Assignment 8: Develop a “paper prototype” of the interface
Goal
The goal of this assignment is to fully design a prototype interface for your proposed technology, and to create materials to allow paper prototype testing of the idea. This will help your team progress from a high-level design to a detailed idea for an implementable prototype.
Team assignment
Start by taking the feedback you have received into account. Refine your idea.
Now you must translate the big idea into a design for an actual prototype. You will focus on all stages of interaction with the user (or, for many ideas, users). You must define how the interaction with the technology will work.
Next, adapting the technique as required, develop a "paper prototype" for your prototype. This may be quite challenging, because in some cases ideas may not have traditional screen-based interfaces. Your goal is to achieve the spirit of what is described in the Rettig article in the reading. That is, you need to develop a way to test your system with potential users, before you have built the software. This might be via paper prototyping, Wizard-of-Oz, and/or other methods. You will almost certainly need to be creative in how you do this, because your technology is probably using a novel human-computer interface technology.

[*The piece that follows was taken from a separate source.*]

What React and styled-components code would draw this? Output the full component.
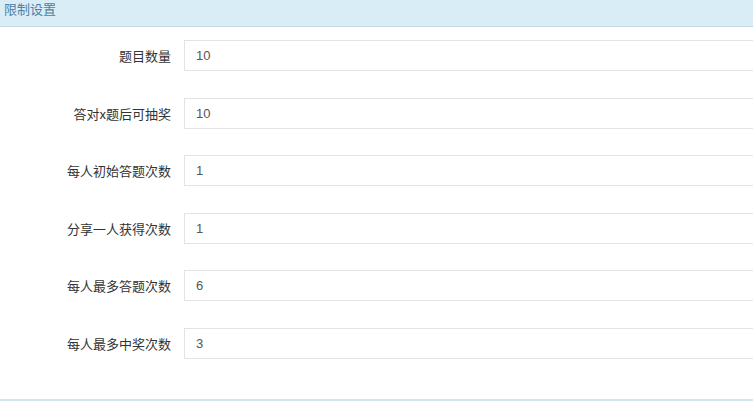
import React from 'react';
import styled, { createGlobalStyle } from 'styled-components';

const GlobalStyle = createGlobalStyle`
  html, body {
    margin: 0;
    padding: 0;
    background: #fff;
    font-family: "Liberation Sans", "Noto Sans CJK SC", sans-serif;
  }
`;

// Panel
const Panel = styled.div`
  width: 753px;
  background: #fff;
  border-bottom: 2px solid #d3e6ee;
`;

const PanelHeading = styled.div`
  height: 27px;
  line-height: 17px;
  padding: 0 4px;
  background: #d9edf7;
  border-bottom: 1px solid #c3d9e4;
  color: #4d7fa6;
  font-size: 13px;
  box-sizing: border-box;
  font-family: "Noto Sans CJK SC", sans-serif;
`;

const PanelBody = styled.div`
  padding: 13px 0 40px;
  display: flex;
  flex-direction: column;
  gap: 26.6px;
`;

// Form rows
const Row = styled.div`
  display: flex;
  align-items: center;
  gap: 13px;
`;

const Label = styled.label`
  width: 171px;
  text-align: right;
  font-size: 13px;
  color: #333;
  font-family: "Noto Sans CJK SC", sans-serif;
  flex-shrink: 0;
`;

const Input = styled.input`
  flex: 1;
  height: 31px;
  box-sizing: border-box;
  border: 1px solid #e3e3e3;
  border-right: none;
  padding: 0 11px;
  font-size: 13px;
  color: #555;
  font-family: "Liberation Sans", sans-serif;
  background: #fff;
  outline: none;
  min-width: 0;
`;

const fields = [
  { label: '题目数量', value: '10' },
  { label: '答对x题后可抽奖', value: '10' },
  { label: '每人初始答题次数', value: '1' },
  { label: '分享一人获得次数', value: '1' },
  { label: '每人最多答题次数', value: '6' },
  { label: '每人最多中奖次数', value: '3' },
];

function App() {
  return (
    <>
      <GlobalStyle />
      <Panel>
        <PanelHeading>限制设置</PanelHeading>
        <PanelBody>
          {fields.map((f) => (
            <Row key={f.label}>
              <Label>{f.label}</Label>
              <Input defaultValue={f.value} />
            </Row>
          ))}
        </PanelBody>
      </Panel>
    </>
  );
}

export default App;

Using the tools you create, run some prototype sessions with your own team. Refine the materials. Make sure all parts of the system that a person interacts with are thought through and prototyped in some way. For example, if your system talks, you need to create prototypes of all the possible dialogue. Alternatively, if dialogue is generated automatically, you need to write down some general rules that would allow simulation of that output. As you do this, you will likely identify challenges you had not thought of before. If the user sees a screen of any sort, that screen should be prototyped on paper.
Once you feel you have your materials developed well enough to allow you to do prototype sessions with people other than your team, go through an entire prototype session from start to end and record video of it (cell phone video is fine). You can do this with a team member as the user (ok), or with a friend you recruit who knows nothing about your project (better).
As you do the recorded run-through, make notes of what you learned both about how to do the rapid prototyping better, and also about how to improve your specific idea.
Hand-in:
Upload the video of your recorded test session to Google Drive and add the link to the video to your team's wiki by the deadline tagged with Assignment 8.
Bring all of the materials you need to run a session to class, and be prepared to run a new person through in class.
Evaluation/feedback:
This assignment will be graded based on how well it appears you have adapted rapid paper prototyping to advancing your project idea, and whether your team appears to be following the instructions in the Rettig article, to the extent possible.